My partner barged into the bathroom, on a mission. He flung open the vanity drawers, grasping at the contents. He sighed when he couldn’t find what he was after. “Do you know where the scissors are?” Slightly perturbed that my relaxing morning shower had been interrupted, I bit back “Which scissors? Do you need to cut your finger nails, or..?” This wasn’t the right answer apparently. “I need to open the soy milk container” he mumbled on his way out of the bathroom, presumably to turn upside down a drawer elsewhere in the house.

He didn’t need scissors at all. He needed to open something.

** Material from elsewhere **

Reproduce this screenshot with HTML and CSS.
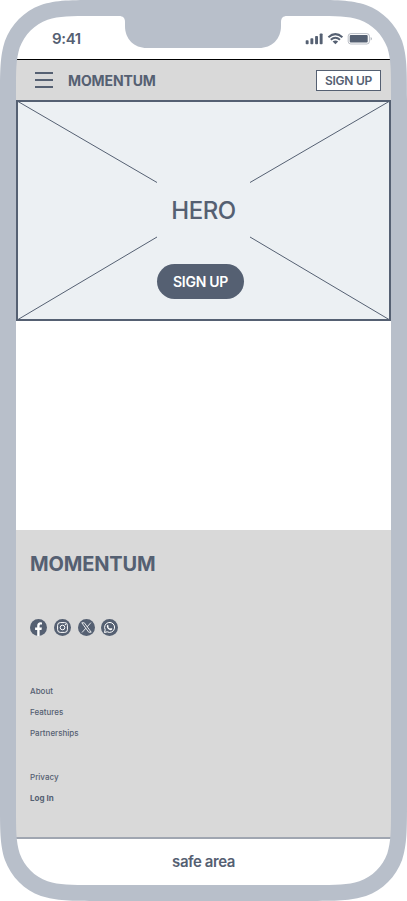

We can be a misguided lot. We don’t need a lot of things we say we do. We don’t need a shovel. We need to dig a hole. We don’t need a car. We need to get ourselves and our things from one place to another. We don’t need a house. We need a place to live–which can mean different things to different people. We don’t need to go grocery shopping. We need to eat.

I think this tendency to mix up what we need and want (or are use to in a particular situation) restricts our ability to come up with creative solutions. If one is dead set that food comes from the supermarket, what are they going to do if the supermarket shelves are bare, or they can’t afford to make the weekly trip? They’ll probably spend a lot of time agonising over the situation rather than targeting their energy at putting food on the plate. Likewise the house example. Not only do we think we need a house to live in, there are expectations as to how big that house should be, how many bedrooms, what sort of appliances it is fitted out with, and how it blends in with the rest of the street. With the number of people struggling to afford their rent across the world, or worse, living rough, this seems like an arbitrary way of looking at the situation. Some argue that it’s about dignity. Does dignify really require three bedrooms and a dishwasher?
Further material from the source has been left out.